If you look up "aggravation" in a dictionary, it ought to read, "...that state of mind brought on when one realizes that he or she is brighter than one or both of his or her parents." Though I had been to the Gulf of Mexico at Grand Isle, Louisiana, I had never seen the Atlantic Ocean when we arrived on the Virginia coast, and was eager to do so. Your grandmother's always simplistic grasp of geography prevented her from being able to differentiate Chesapeake Bay from the Atlantic Ocean. They are, after all, both bodies of salt water with Virginia shores.
We ate dinner that night at a restaurant next door to the Bayside Hotel, after which my mother couldn't wait to show "the ocean" to me and Nanette(the poodle that survived Memphis, not to be confused with Pixie, the poodle who did not survive Memphis). She put on an odd, fluffy, zebra stripe tam she'd bought for beach walks, ran out to the bay, and began to shout, "Trey, Trey, here it is! The Atlantic Ocean! Aren't you excited?"

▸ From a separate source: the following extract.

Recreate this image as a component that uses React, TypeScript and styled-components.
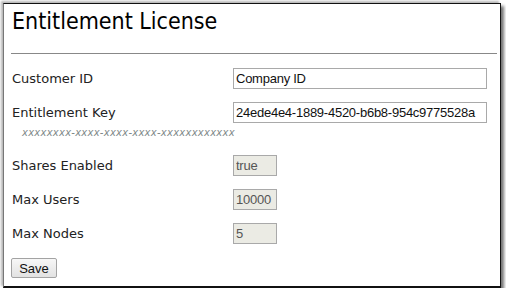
import styled, { createGlobalStyle } from "styled-components";

const GlobalStyle = createGlobalStyle`
  html, body {
    margin: 0;
    padding: 0;
    background: #fff;
  }
`;

const Panel = styled.div`
  box-sizing: border-box;
  margin: 3px 5px 0 3px;
  width: 498px;
  height: 285px;
  padding: 3px 3px 0 8px;
  background: #fff;
  border-top: 1px solid #111;
  border-right: 1px solid #111;
  border-bottom: 2px solid #111;
  border-left: 1px solid #777;
  box-shadow: -2px -2px 2px rgba(0, 0, 0, 0.28), 3px 3px 3px rgba(0, 0, 0, 0.55);
  font-family: "DejaVu Sans", Verdana, sans-serif;
`;

const Title = styled.h1`
  margin: 0;
  font-family: "DejaVu Sans Condensed", "DejaVu Sans", Verdana, sans-serif;
  font-stretch: condensed;
  font-size: 23px;
  line-height: 28px;
  font-weight: normal;
  color: #000;
`;

const Rule = styled.hr`
  margin: 18px 0 14px -1px;
  border: 0;
  border-top: 1px solid #888;
  height: 0;
`;

const Row = styled.div<{ $gap?: number }>`
  display: grid;
  grid-template-columns: 221px auto;
  align-items: center;
  height: 21px;
  margin-bottom: ${(p) => (p.$gap ?? 13)}px;
`;

const Label = styled.label`
  font-size: 13px;
  color: #222;
`;

const Field = styled.input<{ $small?: boolean }>`
  box-sizing: border-box;
  width: ${(p) => (p.$small ? "44px" : "254px")};
  height: 21px;
  padding: 0 2px;
  border: 1px solid #a9a9a9;
  background: ${(p) => (p.$small ? "#ebebe4" : "#fff")};
  color: ${(p) => (p.$small ? "#555" : "#111")};
  font-family: "Liberation Sans", Arial, sans-serif;
  font-size: 13px;
  letter-spacing: -0.25px;
  outline: none;
`;

const Hint = styled.div`
  height: 32px;
  box-sizing: border-box;
  padding: 3px 0 0 10px;
  font-size: 10px;
  line-height: 14px;
  font-style: italic;
  letter-spacing: 0.25px;
  color: #7f8a8a;
`;

const SaveButton = styled.button`
  box-sizing: border-box;
  width: 46px;
  height: 20px;
  margin: 1px 0 0 -1px;
  padding: 0;
  border: 1px solid #a3a3a3;
  border-radius: 2px;
  background: linear-gradient(#f7f7f7, #e2e2e2);
  font-family: "Liberation Sans", Arial, sans-serif;
  font-size: 13px;
  color: #111;
`;

export default function App() {
  return (
    <>
      <GlobalStyle />
      <Panel>
        <Title>Entitlement License</Title>
        <Rule />
        <Row>
          <Label>Customer ID</Label>
          <Field defaultValue="Company ID" />
        </Row>
        <Row $gap={0}>
          <Label>Entitlement Key</Label>
          <Field defaultValue="24ede4e4-1889-4520-b6b8-954c9775528a" />
        </Row>
        <Hint>xxxxxxxx-xxxx-xxxx-xxxx-xxxxxxxxxxxx</Hint>
        <Row>
          <Label>Shares Enabled</Label>
          <Field $small disabled defaultValue="true" />
        </Row>
        <Row>
          <Label>Max Users</Label>
          <Field $small disabled defaultValue="10000" />
        </Row>
        <Row>
          <Label>Max Nodes</Label>
          <Field $small disabled defaultValue="5" />
        </Row>
        <SaveButton>Save</SaveButton>
      </Panel>
    </>
  );
}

I knew that it was not the "angry Atlantic" at all, but merely a bay, closely akin to my old friend the Gulf of Mexico, but with smaller shellfish. Knowing how fruitless it would be to explain this to my mother; knowing even from my limited experience with him that my father would threaten disciplinary action if I disagreed with her about which body of water we were on, I kept my mouth shut. But aggravation is that state of mind brought on when one realizes that he or she is brighter than one or both of his or her parents," and I was not altogether displeased when a flock of seagulls, oddly incited by my mother's new tam, attacked her and drove us all back into the restaurant.